Repeat the listing in full, exactly as it stands.

-------- Dataset extract

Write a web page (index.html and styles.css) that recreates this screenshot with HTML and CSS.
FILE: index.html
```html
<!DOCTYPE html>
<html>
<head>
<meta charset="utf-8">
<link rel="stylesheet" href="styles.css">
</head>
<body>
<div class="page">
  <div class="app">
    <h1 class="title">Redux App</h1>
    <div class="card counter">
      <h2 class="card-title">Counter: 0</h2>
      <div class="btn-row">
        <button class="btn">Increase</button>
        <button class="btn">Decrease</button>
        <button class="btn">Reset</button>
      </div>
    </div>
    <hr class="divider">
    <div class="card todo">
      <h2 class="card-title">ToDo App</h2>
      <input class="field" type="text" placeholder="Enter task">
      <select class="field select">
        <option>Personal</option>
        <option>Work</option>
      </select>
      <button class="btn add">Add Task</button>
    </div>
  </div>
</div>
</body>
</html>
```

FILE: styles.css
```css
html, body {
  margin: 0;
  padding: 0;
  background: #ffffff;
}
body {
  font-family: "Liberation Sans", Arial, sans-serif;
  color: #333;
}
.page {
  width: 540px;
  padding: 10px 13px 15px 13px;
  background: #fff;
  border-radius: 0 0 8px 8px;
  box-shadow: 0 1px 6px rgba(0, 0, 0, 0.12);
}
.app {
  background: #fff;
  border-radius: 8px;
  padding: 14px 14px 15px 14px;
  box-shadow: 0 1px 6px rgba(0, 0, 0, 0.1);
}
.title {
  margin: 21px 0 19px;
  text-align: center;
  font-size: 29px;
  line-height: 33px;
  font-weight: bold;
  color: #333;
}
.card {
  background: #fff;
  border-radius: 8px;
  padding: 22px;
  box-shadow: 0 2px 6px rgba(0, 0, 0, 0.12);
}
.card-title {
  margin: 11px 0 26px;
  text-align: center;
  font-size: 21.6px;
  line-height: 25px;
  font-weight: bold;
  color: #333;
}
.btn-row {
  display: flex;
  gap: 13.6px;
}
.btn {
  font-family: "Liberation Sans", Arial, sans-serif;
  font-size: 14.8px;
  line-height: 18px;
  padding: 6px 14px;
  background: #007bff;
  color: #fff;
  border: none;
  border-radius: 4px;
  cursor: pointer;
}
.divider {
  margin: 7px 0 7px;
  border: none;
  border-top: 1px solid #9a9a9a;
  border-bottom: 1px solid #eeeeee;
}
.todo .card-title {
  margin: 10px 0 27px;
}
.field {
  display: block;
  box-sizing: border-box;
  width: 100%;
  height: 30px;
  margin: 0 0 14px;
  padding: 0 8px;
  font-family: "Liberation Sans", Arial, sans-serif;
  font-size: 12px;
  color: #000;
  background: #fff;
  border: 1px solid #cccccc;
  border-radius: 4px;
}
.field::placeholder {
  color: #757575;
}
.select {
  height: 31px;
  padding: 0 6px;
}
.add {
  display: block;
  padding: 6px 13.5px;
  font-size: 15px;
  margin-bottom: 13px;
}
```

----------------

[Response below]:
Write a web page (index.html and styles.css) that recreates this screenshot with HTML and CSS.
FILE: index.html
```html
<!DOCTYPE html>
<html>
<head>
<meta charset="utf-8">
<link rel="stylesheet" href="styles.css">
</head>
<body>
<div class="page">
  <div class="app">
    <h1 class="title">Redux App</h1>
    <div class="card counter">
      <h2 class="card-title">Counter: 0</h2>
      <div class="btn-row">
        <button class="btn">Increase</button>
        <button class="btn">Decrease</button>
        <button class="btn">Reset</button>
      </div>
    </div>
    <hr class="divider">
    <div class="card todo">
      <h2 class="card-title">ToDo App</h2>
      <input class="field" type="text" placeholder="Enter task">
      <select class="field select">
        <option>Personal</option>
        <option>Work</option>
      </select>
      <button class="btn add">Add Task</button>
    </div>
  </div>
</div>
</body>
</html>
```

FILE: styles.css
```css
html, body {
  margin: 0;
  padding: 0;
  background: #ffffff;
}
body {
  font-family: "Liberation Sans", Arial, sans-serif;
  color: #333;
}
.page {
  width: 540px;
  padding: 10px 13px 15px 13px;
  background: #fff;
  border-radius: 0 0 8px 8px;
  box-shadow: 0 1px 6px rgba(0, 0, 0, 0.12);
}
.app {
  background: #fff;
  border-radius: 8px;
  padding: 14px 14px 15px 14px;
  box-shadow: 0 1px 6px rgba(0, 0, 0, 0.1);
}
.title {
  margin: 21px 0 19px;
  text-align: center;
  font-size: 29px;
  line-height: 33px;
  font-weight: bold;
  color: #333;
}
.card {
  background: #fff;
  border-radius: 8px;
  padding: 22px;
  box-shadow: 0 2px 6px rgba(0, 0, 0, 0.12);
}
.card-title {
  margin: 11px 0 26px;
  text-align: center;
  font-size: 21.6px;
  line-height: 25px;
  font-weight: bold;
  color: #333;
}
.btn-row {
  display: flex;
  gap: 13.6px;
}
.btn {
  font-family: "Liberation Sans", Arial, sans-serif;
  font-size: 14.8px;
  line-height: 18px;
  padding: 6px 14px;
  background: #007bff;
  color: #fff;
  border: none;
  border-radius: 4px;
  cursor: pointer;
}
.divider {
  margin: 7px 0 7px;
  border: none;
  border-top: 1px solid #9a9a9a;
  border-bottom: 1px solid #eeeeee;
}
.todo .card-title {
  margin: 10px 0 27px;
}
.field {
  display: block;
  box-sizing: border-box;
  width: 100%;
  height: 30px;
  margin: 0 0 14px;
  padding: 0 8px;
  font-family: "Liberation Sans", Arial, sans-serif;
  font-size: 12px;
  color: #000;
  background: #fff;
  border: 1px solid #cccccc;
  border-radius: 4px;
}
.field::placeholder {
  color: #757575;
}
.select {
  height: 31px;
  padding: 0 6px;
}
.add {
  display: block;
  padding: 6px 13.5px;
  font-size: 15px;
  margin-bottom: 13px;
}
```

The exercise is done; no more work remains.